El Papa Benedicto XVI, reflexionando sobre el Bautismo, decía: «Nadie puede hacerse cristiano sólo por su propia voluntad; también el ser cristiano es un don que precede a nuestro hacer: debemos renacer con un nuevo nacimiento». Ese nuevo nacimiento ocurrió el día en que fuimos bautizados.

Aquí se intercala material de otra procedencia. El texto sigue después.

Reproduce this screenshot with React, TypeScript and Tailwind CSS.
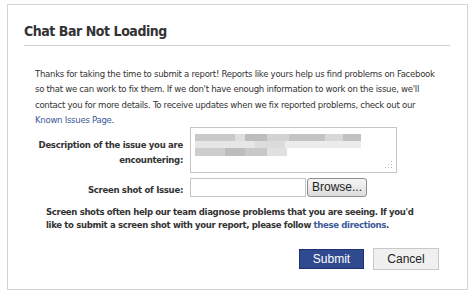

Ese día comenzó para cada uno el camino de su vida cristiana. En este camino se hace fundamental nuestra respuesta al don recibido. El bautismo —como hemos visto— es un don que nos hace nacer a la vida verdadera. Como todo don debe ser acogido, y sobre todo debe ser vivido. El Papa Francisco, invitándonos a conocer y celebrar la fecha de nuestro Bautismo, decía: «El riesgo de no conocerla es perder la memoria de lo que el Señor ha hecho con nosotros; la memoria del don que hemos recibido. Entonces acabamos por considerarlo sólo como un acontecimiento que tuvo lugar en el pasado —y ni siquiera por voluntad nuestra, sino de nuestros padres—, por lo cual no tiene ya ninguna incidencia en el presente. Debemos despertar la memoria de nuestro Bautismo. Estamos llamados a vivir cada día nuestro Bautismo, como realidad actual en nuestra existencia».
Los primeros cristianos solían referirse al Bautismo como la “iluminación”. Recibimos la luz de la fe que nos libra de las tinieblas. Con esa luz conocemos a Cristo y en Él nos conocemos auténticamente a nosotros mismos (como lo hizo Juan Bautista). La luz que es Cristo nos ilumina y nos invita a seguirlo día a día. Optemos por decirle “sí” a Aquel que nos dijo: «Yo soy la luz del mundo; el que me siga no caminará en la oscuridad, sino que tendrá la luz de la vida» (Jn 8,12).